タイ王国

平成27年11月16日
本16日,9時30分から約50分間,アジア太平洋経済協力(APEC)閣僚会合に出席のためフィリピンのマニラを訪問中の岸田文雄外務大臣は,ドーン・ポラマットウィナイ・タイ外務大臣(H.E. Mr. Don Pramudwinai)と会談を行いました。概要は以下のとおりです。

1 岸田外務大臣から,ドーン外務大臣の就任をお祝いした上で,バンコク中心部での爆発による多数の犠牲者に対するお悔やみを伝え,日本人被害者へのタイ政府からの支援に謝意を表明しました。更に,パリで発生したテロ行為は,日タイが共有し守ろうとする価値に対する挑戦であり,国際社会が一致団結し,断固非難すべき,日本としてタイを含む国際社会と緊密に連携し,テロ対策に取り組んでいく旨述べました。
ドーン外務大臣からは,バンコク爆発事件へのお悔やみに感謝する,パリでのテロ行為について,日タイ両国は同じ価値観を共有しており,テロとの闘いにおいて日本と協力していきたいとの発言がありました。

2 岸田外務大臣から,「戦略的パートナー」たる日タイ間で活発なハイレベル交流が行われていることをうれしく思う旨述べ,多くの日本人がタイに滞在し,日本企業の活動も極めて活発であることから,在留邦人の安全確保や日本企業にとって良好な投資環境の維持と発展を要請しました。また,タイ国内の鉄道等のインフラ整備をはじめとする,様々な分野の日タイ協力を推進していきたい,就中,ダウェー開発の特別目的事業体への出資を速やかに実現すべく検討を進めている,タイ国境からダウェーまでの道路に関する調査も来年1月に完了予定であり,JICA専門家も活用し,日本の関与を本格化したい旨述べました。7月の外相会談で作成に合意した農業協力に係る文書についても早期に合意し,農業協力を更に進めていきたい旨述べました。更に,これらの協力の進展のためにも,タイの民政復帰のプロセスが速やかに進むことを祈念する旨伝えました。
ドーン外務大臣からは,日本からタイへ多くの投資が行われており,6.4万人の在留邦人がおられると承知している,また,日本がタイに関心を有している南北の鉄道や東西の道路,そしてダウェー開発において我々は協力することができる,ついては,経済連携協定や特別経済地域,将来の投資や貿易の展望に関し,二国間で協力していきたい旨述べました。

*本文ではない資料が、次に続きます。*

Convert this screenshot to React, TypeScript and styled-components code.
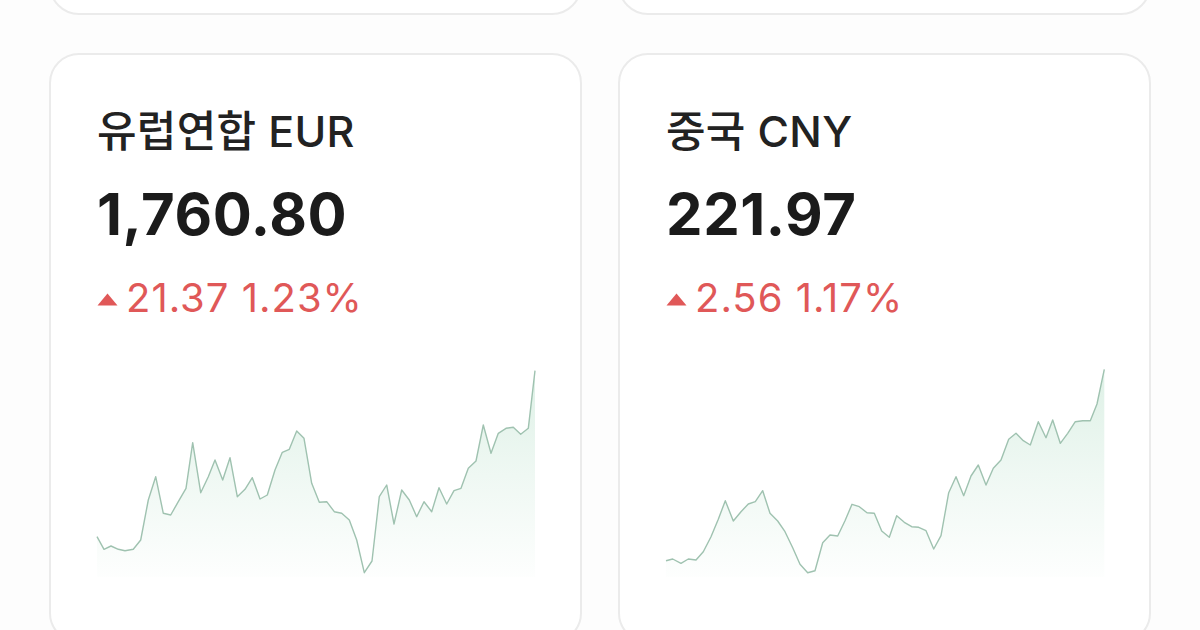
import React from "react";
import styled, { createGlobalStyle } from "styled-components";

const GlobalStyle = createGlobalStyle`
  html, body { margin: 0; padding: 0; background: #fdfdfd; }
  body { font-family: Inter, "Noto Sans CJK KR", sans-serif; overflow: hidden; }
`;

const Page = styled.div`
  width: 1200px;
  height: 630px;
  overflow: hidden;
  box-sizing: border-box;
  padding: 0 50px 0 49px;
`;

const Grid = styled.div`
  display: grid;
  grid-template-columns: 533px 533px;
  column-gap: 36px;
  row-gap: 38px;
  margin-top: -185px;
`;

const Card = styled.div<{ $stub?: boolean }>`
  box-sizing: border-box;
  height: ${(p) => (p.$stub ? "200px" : "590px")};
  background: #ffffff;
  border: 2px solid #ebebeb;
  border-radius: 30px;
  padding: 48px 46px 0 46px;
  display: flex;
  flex-direction: column;
`;

const Title = styled.div`
  font-family: Inter, "Noto Sans CJK KR", sans-serif;
  font-size: 43px;
  font-weight: 500;
  color: #222222;
  line-height: 56px;
  letter-spacing: 0.3px;
`;

const Price = styled.div`
  margin-top: 23px;
  font-family: Inter, sans-serif;
  font-size: 58px;
  font-weight: 700;
  color: #1b1b1b;
  line-height: 64px;
  letter-spacing: 0.6px;
`;

const Change = styled.div`
  margin-top: 30px;
  display: flex;
  align-items: center;
  gap: 8px;
  font-family: Inter, sans-serif;
  font-size: 40px;
  font-weight: 400;
  color: #e05858;
  line-height: 44px;
  letter-spacing: 1px;
`;

const ChartBox = styled.div`
  margin-top: 46px;
  width: 438px;
  height: 212px;
`;

type Pt = [number, number];

const eurPts: Pt[] = [
  [0, 170.7], [7, 183.3], [14, 180], [21.3, 183.3], [28, 184.7], [36.3, 183.3], [43.7, 174], [51.3, 134],
  [58.7, 110.7], [66.3, 147.3], [73.7, 149], [81.3, 135.7], [89, 122.3], [95.7, 76.7], [103.7, 126.7],
  [111.3, 110.7], [118, 94], [125.7, 114], [133, 91.7], [140.3, 130.7], [148, 123.3], [155.3, 111.7],
  [163, 133], [170.3, 129], [178, 104], [185.3, 86.3], [192.3, 83.3], [199.7, 65], [207, 72.3],
  [214.7, 117.3], [222.3, 136.3], [229.7, 135.7], [237.3, 145.7], [244.7, 147.3], [252.3, 154],
  [259.7, 174], [267.3, 206.7], [275, 195], [282.3, 130.7], [289.7, 119], [297, 158], [304.7, 124],
  [312.3, 134], [319.7, 150.7], [327, 135.7], [334.7, 145.7], [342, 121.7], [349.7, 138], [357, 124.7],
  [364, 122.3], [371.3, 102.3], [379, 95], [386.3, 59], [394, 87.3], [401.3, 67.3], [409, 62.3],
  [416.3, 61.3], [423.7, 68.3], [431.3, 62.3], [438, 4.7],
];

const cnyPts: Pt[] = [
  [0, 194.7], [6.7, 193], [15, 197.3], [22.3, 193], [30, 194], [37.3, 185.7], [45, 170.7], [52.3, 153.3],
  [59.3, 134.7], [67.3, 155], [75, 145.7], [82.3, 138], [89.3, 135.7], [96.7, 124.7], [104, 147.3],
  [111.7, 155], [119, 165.7], [126.7, 181.7], [134, 198.3], [141.7, 206.7], [149, 204.7], [156.7, 176.7],
  [164, 169], [171.7, 170], [179, 154.7], [186, 138.3], [193.3, 140.7], [201, 146.7], [208.3, 147.3],
  [215.7, 165], [223.3, 171.3], [230.7, 149.7], [238.3, 156.3], [245.7, 160.7], [252.7, 161.3],
  [260, 164.7], [267.7, 183], [275, 169.7], [282.7, 126.7], [290, 110.7], [297.7, 129.7], [305, 110],
  [312.3, 99], [320, 119], [327.3, 102.3], [335, 94], [342.7, 73.3], [350, 67.3], [357.3, 74.7],
  [364.3, 79], [372.3, 55.7], [380, 71.7], [386.7, 54], [394.3, 77.3], [401.7, 67.3], [409.3, 55.7],
  [416.7, 54.7], [424.3, 54.7], [431, 38], [438.3, 3.3],
];

const Sparkline: React.FC<{ pts: Pt[]; id: string }> = ({ pts, id }) => {
  const line = pts.map((p, i) => `${i ? "L" : "M"}${p[0]},${p[1]}`).join(" ");
  const area = `${line} L${pts[pts.length - 1][0]},211 L${pts[0][0]},211 Z`;
  return (
    <svg width="438" height="212" viewBox="0 0 438 212" style={{ display: "block", overflow: "visible" }}>
      <defs>
        <linearGradient id={id} x1="0" y1="0" x2="0" y2="1">
          <stop offset="0" stopColor="#5cb885" stopOpacity="0.2" />
          <stop offset="0.5" stopColor="#5cb885" stopOpacity="0.1" />
          <stop offset="1" stopColor="#5cb885" stopOpacity="0.01" />
        </linearGradient>
      </defs>
      <path d={area} fill={`url(#${id})`} stroke="none" />
      <path d={line} fill="none" stroke="#9fc2b0" strokeWidth="1.4" strokeLinejoin="round" />
    </svg>
  );
};

const Tri = () => (
  <svg width="21" height="13" viewBox="0 0 21 13" style={{ display: "block", marginTop: "2px" }}>
    <path d="M10.5 0.5 L20.5 12.5 L0.5 12.5 Z" fill="#e05858" />
  </svg>
);

type Item = { title: string; price: string; diff: string; pct: string; pts: Pt[]; id: string };

const items: Item[] = [
  { title: "유럽연합 EUR", price: "1,760.80", diff: "21.37", pct: "1.23%", pts: eurPts, id: "gEur" },
  { title: "중국 CNY", price: "221.97", diff: "2.56", pct: "1.17%", pts: cnyPts, id: "gCny" },
];

export default function App() {
  return (
    <>
      <GlobalStyle />
      <Page>
        <Grid>
          <Card $stub />
          <Card $stub />
          {items.map((it) => (
            <Card key={it.id}>
              <Title>{it.title}</Title>
              <Price>{it.price}</Price>
              <Change>
                <Tri />
                <span>
                  {it.diff} {it.pct}
                </span>
              </Change>
              <ChartBox>
                <Sparkline pts={it.pts} id={it.id} />
              </ChartBox>
            </Card>
          ))}
        </Grid>
      </Page>
    </>
  );
}
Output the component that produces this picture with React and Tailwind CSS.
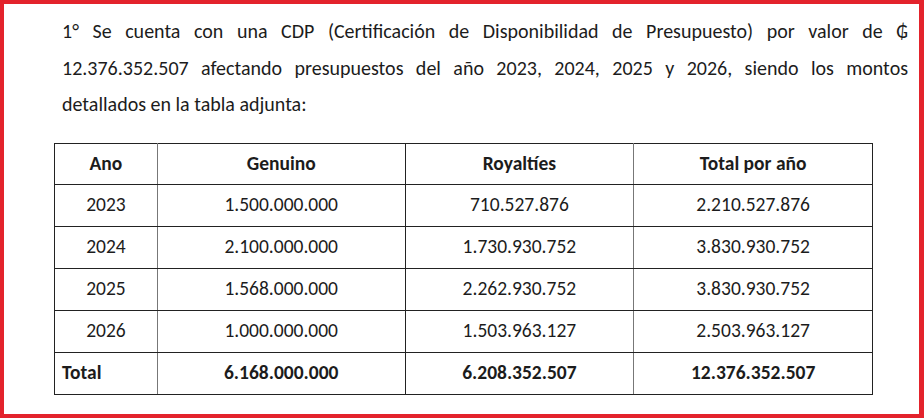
const rows = [
  { year: "2023", genuino: "1.500.000.000", royalties: "710.527.876", total: "2.210.527.876" },
  { year: "2024", genuino: "2.100.000.000", royalties: "1.730.930.752", total: "3.830.930.752" },
  { year: "2025", genuino: "1.568.000.000", royalties: "2.262.930.752", total: "3.830.930.752" },
  { year: "2026", genuino: "1.000.000.000", royalties: "1.503.963.127", total: "2.503.963.127" },
];

const font = { fontFamily: "Carlito, Calibri, 'Open Sans', sans-serif" };

function App() {
  return (
    <div
      className="box-border h-[418px] w-[924px] overflow-hidden border-t-4 border-b-4 border-l-4 border-r-[5px] border-[#e3232c] bg-white text-[#1c1c1c]"
      style={font}
    >
      <div className="pl-[58px] pr-[11px] pt-[9px] text-[20px] leading-[36.5px]">
        <p className="text-justify [text-align-last:justify]">
          1° Se cuenta con una CDP (Certificación de Disponibilidad de Presupuesto) por valor de ₲
        </p>
        <p className="text-justify [text-align-last:justify]">
          12.376.352.507 afectando presupuestos del año 2023, 2024, 2025 y 2026, siendo los montos
        </p>
        <p>detallados en la tabla adjunta:</p>
      </div>

      <table className="ml-[50px] mt-[20px] w-[819px] border-collapse text-[19.5px]">
        <colgroup>
          <col className="w-[103px]" />
          <col className="w-[248px]" />
          <col className="w-[229px]" />
          <col className="w-[239px]" />
        </colgroup>
        <thead>
          <tr className="h-[41px]">
            <th className="border border-[#222] border-r-[#777] font-bold">Ano</th>
            <th className="border border-[#222] font-bold">Genuino</th>
            <th className="border border-[#222] border-r-[#777] font-bold">Royaltíes</th>
            <th className="border border-[#222] font-bold">Total por año</th>
          </tr>
        </thead>
        <tbody>
          {rows.map((row) => (
            <tr key={row.year} className="h-[42px] text-center">
              <td className="border border-[#222] border-r-[#777]">{row.year}</td>
              <td className="border border-[#222]">{row.genuino}</td>
              <td className="border border-[#222] border-r-[#777]">{row.royalties}</td>
              <td className="border border-[#222]">{row.total}</td>
            </tr>
          ))}
          <tr className="h-[42px] font-bold">
            <td className="border border-[#222] border-r-[#777] pl-[7px] text-left">Total</td>
            <td className="border border-[#222] text-center">6.168.000.000</td>
            <td className="border border-[#222] border-r-[#777] text-center">6.208.352.507</td>
            <td className="border border-[#222] text-center">12.376.352.507</td>
          </tr>
        </tbody>
      </table>
    </div>
  );
}

export default App;
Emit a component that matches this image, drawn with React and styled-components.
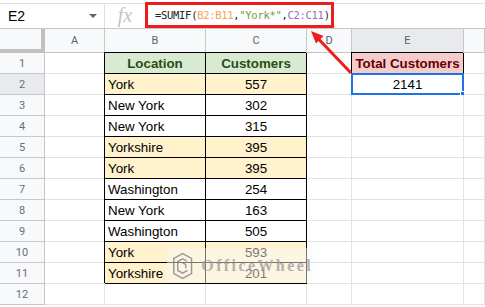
import styled, { createGlobalStyle } from "styled-components";

const GlobalStyle = createGlobalStyle`
  html, body {
    margin: 0;
    padding: 0;
    background: #fff;
    overflow: hidden;
  }
  body {
    font-family: "Liberation Sans", Arial, sans-serif;
  }
`;

const rows = [
  { loc: "York", n: 557, hi: true },
  { loc: "New York", n: 302 },
  { loc: "New York", n: 315 },
  { loc: "Yorkshire", n: 395, hi: true },
  { loc: "York", n: 395, hi: true },
  { loc: "Washington", n: 254 },
  { loc: "New York", n: 163 },
  { loc: "Washington", n: 505 },
  { loc: "York", n: 593, hi: true },
  { loc: "Yorkshire", n: 201, hi: true },
];

const cols = ["A", "B", "C", "D", "E", ""];

export default function App() {
  return (
    <Page>
      <GlobalStyle />
      <FormulaBar>
        <NameBox>
          E2
          <Caret />
        </NameBox>
        <FxLabel>fx</FxLabel>
        <FormulaBox>
          <Token>=SUMIF(</Token>
          <Token $c="#f3a25a">B2:B11</Token>
          <Token>,</Token>
          <Token $c="#6f9a3a">"York*"</Token>
          <Token>,</Token>
          <Token $c="#9a6bb8">C2:C11</Token>
          <Token>)</Token>
        </FormulaBox>
      </FormulaBar>

      <Sheet>
        <Corner />
        {cols.map((c) => (
          <ColHead key={c || "f"} $active={c === "E"}>
            {c}
          </ColHead>
        ))}

        <RowHead>1</RowHead>
        <Cell />
        <Cell $boxed $fill="#d9ead3" $align="center" $bold $color="#274e13">
          Location
        </Cell>
        <Cell $boxed $fill="#d9ead3" $align="center" $bold $color="#274e13">
          Customers
        </Cell>
        <Cell />
        <Cell $boxed $fill="#f4cccc" $align="center" $bold $color="#660000">
          Total Customers
        </Cell>
        <Cell />

        {rows.map((r, i) => (
          <Row key={i} idx={i + 2} r={r} />
        ))}

        <EmptyRow n={12} />
      </Sheet>

      <Arrow width="485" height="307" viewBox="0 0 485 307">
        <line x1="351" y1="73" x2="319" y2="39.5" stroke="#ee1c1c" strokeWidth="3" />
        <polygon points="311,31 323.5,36 316,43.5" fill="#ee1c1c" />
      </Arrow>

      <Watermark>
        <svg width="24" height="32" viewBox="0 0 24 32">
          <g fill="none" stroke="#8d8d8d" strokeWidth="1.7">
            <path d="M12 2 L22 7.5 L22 24.5 L12 30 L2 24.5 L2 7.5 Z" />
            <path d="M17 10.5 L12 8 L6.5 11 L6.5 21 L12 24 L17.5 21" />
            <path d="M12 12.5 L15.5 14.5 L15.5 18.5" />
          </g>
        </svg>
        <WatermarkText>OfficeWheel</WatermarkText>
      </Watermark>
    </Page>
  );
}

function Row({ idx, r }) {
  const fill = r.hi ? "#fff2cc" : "#fff";
  return (
    <>
      <RowHead $active={idx === 2}>{idx}</RowHead>
      <Cell />
      <Cell $boxed $fill={fill}>{r.loc}</Cell>
      <Cell $boxed $fill={fill} $align="center">
        {r.n}
      </Cell>
      <Cell />
      {idx === 2 ? (
        <Cell $align="center">
          2141
          <Selection />
          <FillHandle />
        </Cell>
      ) : (
        <Cell />
      )}
      <Cell />
    </>
  );
}

function EmptyRow({ n }) {
  return (
    <>
      <RowHead>{n}</RowHead>
      {cols.map((c) => (
        <Cell key={c || "f"} />
      ))}
    </>
  );
}

const Page = styled.div`
  position: relative;
  width: 485px;
  height: 307px;
  padding-top: 3px;
  box-sizing: border-box;
  overflow: hidden;
`;

const FormulaBar = styled.div`
  display: flex;
  align-items: stretch;
  height: 26px;
  box-sizing: border-box;
  border-top: 1px solid #e0e0e0;
  border-bottom: 1px solid #c7c7c7;
`;

const NameBox = styled.div`
  position: relative;
  width: 105px;
  box-sizing: border-box;
  border-right: 1px solid #e0e0e0;
  padding-left: 8px;
  display: flex;
  align-items: center;
  font-size: 14px;
  color: #000;
`;

const Caret = styled.span`
  position: absolute;
  left: 89px;
  top: 10px;
  border-left: 4px solid transparent;
  border-right: 4px solid transparent;
  border-top: 4px solid #5f6368;
`;

const FxLabel = styled.div`
  width: 40px;
  display: flex;
  align-items: center;
  justify-content: center;
  font-family: "Liberation Serif", serif;
  font-style: italic;
  font-size: 20px;
  color: #c4c4c4;
  padding-bottom: 2px;
`;

const FormulaBox = styled.div`
  width: 189px;
  height: 26px;
  margin-top: -2px;
  box-sizing: border-box;
  border: 3px solid #ee1c1c;
  display: flex;
  align-items: center;
  padding-left: 7px;
  font-family: "DejaVu Sans Mono", monospace;
  font-size: 10.5px;
  letter-spacing: -0.3px;
  white-space: pre;
`;

const Token = styled.span`
  color: ${(p) => p.$c || "#202124"};
`;

const Sheet = styled.div`
  display: grid;
  grid-template-columns: 45px 60px 101px 101px 45px 112px 1fr;
  grid-template-rows: 24px repeat(13, 21px);
`;

const Corner = styled.div`
  background: #f8f9fa;
  border-right: 4px solid #c0c0c0;
  border-bottom: 4px solid #c0c0c0;
`;

const ColHead = styled.div`
  background: ${(p) => (p.$active ? "#e8eaed" : "#f8f9fa")};
  border-right: 1px solid #c7c7c7;
  border-bottom: 1px solid #c7c7c7;
  display: flex;
  align-items: center;
  justify-content: center;
  font-family: Roboto, "Liberation Sans", sans-serif;
  font-size: 11px;
  color: #5f6368;
`;

const RowHead = styled.div`
  background: ${(p) => (p.$active ? "#e8eaed" : "#f8f9fa")};
  border-right: 1px solid #c7c7c7;
  border-bottom: 1px solid #c7c7c7;
  display: flex;
  align-items: center;
  justify-content: center;
  font-family: Roboto, "Liberation Sans", sans-serif;
  font-size: 11px;
  color: #6b6f74;
`;

const Cell = styled.div`
  position: relative;
  background: ${(p) => p.$fill || "#fff"};
  border-right: 1px solid ${(p) => (p.$boxed ? "#000" : "#e2e3e3")};
  border-bottom: 1px solid ${(p) => (p.$boxed ? "#000" : "#e2e3e3")};
  box-shadow: ${(p) => (p.$boxed ? "-1px -1px 0 #000" : "none")};
  padding: 2px 3px 0;
  font-size: 13.33px;
  line-height: 18px;
  font-weight: ${(p) => (p.$bold ? 700 : 400)};
  color: ${(p) => p.$color || "#000"};
  text-align: ${(p) => p.$align || "left"};
  white-space: nowrap;
`;

const Selection = styled.div`
  position: absolute;
  left: -1px;
  top: -1px;
  right: -1px;
  bottom: -1px;
  border: 2px solid #1a73e8;
`;

const FillHandle = styled.div`
  position: absolute;
  right: -5px;
  bottom: -5px;
  width: 6px;
  height: 6px;
  background: #1a73e8;
  border: 1px solid #fff;
`;

const Arrow = styled.svg`
  position: absolute;
  left: 0;
  top: 0;
  pointer-events: none;
`;

const Watermark = styled.div`
  position: absolute;
  left: 167px;
  top: 248px;
  width: 146px;
  height: 35px;
  display: flex;
  align-items: center;
  gap: 8px;
  padding-left: 5px;
  box-sizing: border-box;
  background: rgba(250, 250, 250, 0.55);
  opacity: 0.85;
`;

const WatermarkText = styled.span`
  font-family: "Liberation Serif", serif;
  font-weight: 700;
  font-size: 16px;
  letter-spacing: 2.4px;
  color: #a6a6a6;
`;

3 岸田外務大臣から,南シナ海の安定確保は,地域の平和と繁栄に極めて重要であり,日本として「法の支配」に基づく平和的解決を訴えてきている旨説明し,来たるASEAN関連首脳会議においては,ASEANが一体となって取り組み,強いメッセージを発出すべき旨伝えました。また,国連安保理改革を含め,国際場裏の協力についても確認しました。
ドーン大臣からは,南シナ海についてのASEAN対中調整国であった時期でのタイの取り組みについて説明があった他,対話を通じた問題の解決とASEANが一体となって取り組むことの重要性について言及がありました。さらに,国際場裏において日本とタイの間で引き続き協力したい旨発言がありました。

4 ドーン外務大臣より,自分としても訪日を希望しているが,まずは岸田大臣を早期にタイにお迎えしたい旨述べました。また,ドーン大臣からタイの民政復帰のプロセスについて説明があり,民主化に際しての改革に関する日本からの経験に学びたいとの発言がありました。